Could an editorial for a celebratory year be given a more all-embracing title?
     This is the 40th year of publication of Books from Finland, and we shall be celebrating the anniversary with a number of articles on the subject — otherwise, it is business as usual; life goes on. We are not, in other words, feeling in any way melancholy in the Books from Finland editorial office, even if many of the texts in this issue treat the theme of... death.
     As Torsti Lehtinen remarks in his essay, 'Death is the spice of life'!

We western urbanites know that death has been institutionalised. Hospital machines support the last moments of life, and then our mortal clay becomes the responsibility of the funeral contractors. Of course death has been and is still a communal matter: it is announced in the newspapers, funerals and memorial services are held with greater or lesser pomp and circumstance, and relatives and friends are invided.
     Recent years and decades, however, have seen the spread of a form of collective grieving that astonishes me.
     I do not know where it began, but in the Nordic countries, at least, we remember the murder of the Swedish prime minister in 1986, and how the scene of the crime was covered in flowers. The death of Princess Diana in 1997 prompted a veritable outpouring of flowers and memorial objects. In both places, the location of the death itself is of greater importance than the grave, and is still remembered.
     Perhaps it is understandable for citizens to express there emotions when a public figure dies in dramatic circumstances. The phenomenon has, however, given rise to others. When a bank robber shot two policemen in Helsinki, flowers and candles appeared on the scene in a moment. A year ago two labourers fell from some scaffolding, and flowers were brought to the scene of the accident. Near my home, a taxi collided with a traffic sign, and the passenger died. Bunches of flowers were taped to the post the same day.
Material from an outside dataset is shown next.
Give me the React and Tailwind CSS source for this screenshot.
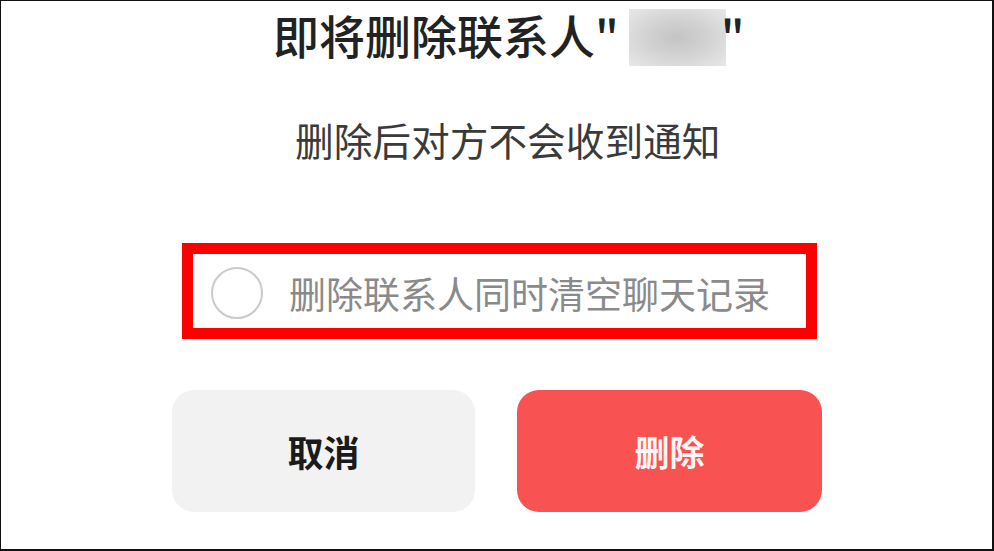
export default function App() {
  return (
    <div
      className="w-[994px] h-[551px] bg-white border-t border-l border-r-2 border-b-2 border-[#111] flex flex-col overflow-hidden"
      style={{ fontFamily: '"Noto Sans CJK SC", "Noto Sans", sans-serif' }}
    >
      {/* Title */}
      <div className="flex items-start ml-[272px] mt-[8px] h-[57px]">
        <span className="text-[46px] leading-[46px] mt-[2px] font-medium text-[#222] whitespace-nowrap">
          即将删除联系人"
        </span>
        <div className="w-[97px] h-[57px] ml-[10px] bg-[radial-gradient(ellipse_at_center,#c4c4c4_0%,#d2d2d2_45%,#e8e8e8_100%)]" />
        <span className="text-[46px] leading-[46px] mt-[2px] -ml-[5px] font-medium text-[#222]">"</span>
      </div>

      {/* Subtitle */}
      <div className="ml-[294px] mt-[54px] text-[38.7px] leading-[39px] text-[#3a3a3a] whitespace-nowrap">
        删除后对方不会收到通知
      </div>

      {/* Highlighted checkbox row */}
      <div className="ml-[181px] mt-[84px] w-[635px] h-[96px] border-[11px] border-[#ff0000] flex items-center pl-[18px] pt-[3px]">
        <div className="w-[52px] h-[52px] rounded-full border-2 border-[#cacaca] shrink-0" />
        <span className="ml-[26px] text-[37px] leading-[40px] text-[#8a8a8a] whitespace-nowrap">
          删除联系人同时清空聊天记录
        </span>
      </div>

      {/* Buttons */}
      <div className="flex ml-[171px] mt-[51px] gap-[42px]">
        <button className="w-[303px] h-[122px] rounded-[22px] bg-[#f2f2f2] text-[36px] font-bold text-[#1a1a1a] flex items-center justify-center">
          取消
        </button>
        <button className="w-[305px] h-[122px] rounded-[22px] bg-[#f85252] text-[35px] font-bold text-[#fff5f5] flex items-center justify-center">
          删除
        </button>
      </div>
    </div>
  );
}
     I do not believe that the flowers were provided by the grieving and stunned relatives. They were brought by people who had heard about the events thorugh the media.
     Perhaps some people believe it to be beautiful and moving that the scene of an accident or a crime is remembered, but in my opinion there is something strange here, even macabre. The death of an unknown person is turned into a stage for sympathy and spectacle. The phenomenon is comparable to reality television: it is a way of making a simulacrum of sorrow without danger.

A television viewer encounters death every day, both in the news and in fiction, but wars and catastrophes are distant events compared to a public death in one's own neighbourhood. Flowers, cards and teddy-bears bridge the emotional chasm that yawns between a distant death in its disturbing abstractness and the death of someone who is close
in the last analysis the closest of all, one's own death.
     I suppose these unknown bearers of flowers could also be compared to the classical chorus or the Finnish lamenters of former times it is just that I take an unnecessarily sour attitude to the phenomenon.
     One's own genuine grief can render one speechless; the verses used in death notices are not merely conventional; those who grieve feel that a short poem expresses their feelings touchingly. That is what poetry can do, in sorrow or joy.